Records follow. Pull out every line that contains "with".

* **Extracted entries**
++++++++++++++++++++

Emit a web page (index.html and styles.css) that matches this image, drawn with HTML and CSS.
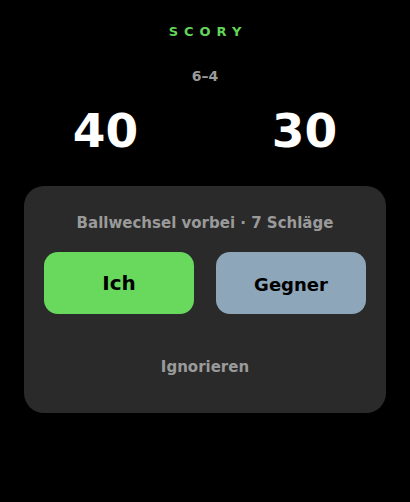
FILE: index.html
```html
<html>

<head>
	<link rel="stylesheet" href="styles.css">
</head>

<body>
	<header class="top">
		<div class="brand">SCORY</div>
		<div class="games">6–4</div>
	</header>

	<div class="scores">
		<div class="score">40</div>
		<div class="score">30</div>
	</div>

	<section class="card">
		<div class="card-title">Ballwechsel vorbei · 7 Schläge</div>
		<div class="choices">
			<button type="button" class="choice me">Ich</button>
			<button type="button" class="choice opponent">Gegner</button>
		</div>
		<button type="button" class="ignore">Ignorieren</button>
	</section>
</body>

</html>
```

FILE: styles.css
```css
body {
	margin: 0;
	background-color: #000;
	font-family: "DejaVu Sans", sans-serif;
	font-weight: bold;
	overflow: hidden;
}

.top {
	display: flex;
	flex-direction: column;
	align-items: center;
	padding-top: 24px;
}

.brand {
	color: #62d65a;
	font-size: 13px;
	letter-spacing: 6px;
	padding-left: 6px;
	line-height: 16px;
}

.games {
	color: #9a9a9a;
	font-size: 14px;
	line-height: 18px;
	margin-top: 27px;
}

.scores {
	display: grid;
	grid-template-columns: 1fr 1fr;
	padding: 0 6px;
	margin-top: 16px;
}

.score {
	color: #fff;
	font-size: 47px;
	line-height: 60px;
	text-align: center;
}

.card {
	margin: 25px 24px 0;
	background-color: #2a2a2a;
	border-radius: 20px;
	padding: 27px 20px 35px;
	display: flex;
	flex-direction: column;
	align-items: center;
}

.card-title {
	color: #9a9a9a;
	font-size: 15px;
	line-height: 20px;
}

.choices {
	display: grid;
	grid-template-columns: 1fr 1fr;
	gap: 22px;
	width: 100%;
	margin-top: 19px;
}

.choice {
	height: 62px;
	border: none;
	border-radius: 14px;
	font-family: "DejaVu Sans", sans-serif;
	font-weight: bold;
	color: #000;
	cursor: pointer;
}

.me {
	background-color: #68d95c;
	font-size: 20px;
}

.opponent {
	background-color: #8ea6b9;
	font-size: 18px;
	padding-top: 3px;
}

.ignore {
	margin-top: 42px;
	background: none;
	border: none;
	color: #9a9a9a;
	font-family: "DejaVu Sans", sans-serif;
	font-weight: bold;
	font-size: 15px;
	line-height: 20px;
	cursor: pointer;
}
```
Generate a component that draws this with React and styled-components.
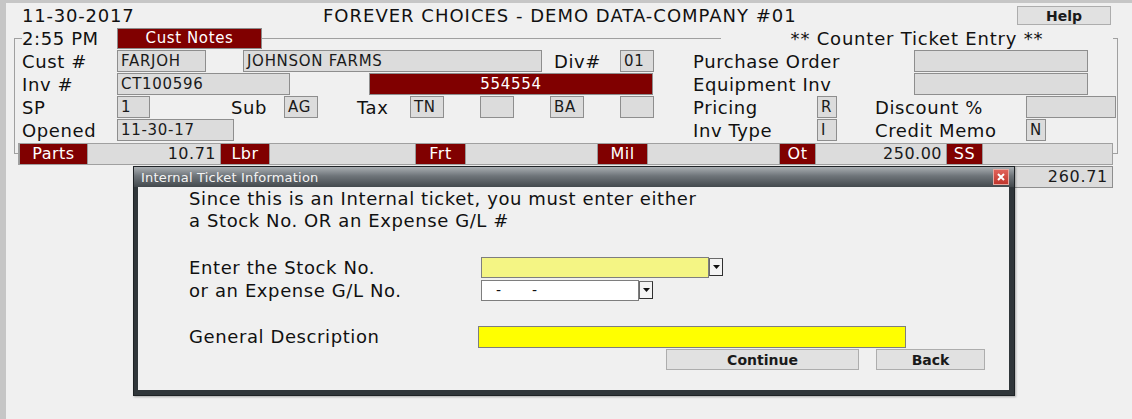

++++++++++++++++++++

* **Exercise output**
Emit a web page (index.html and styles.css) that matches this image, drawn with HTML and CSS.
Generate a component that draws this with React and styled-components.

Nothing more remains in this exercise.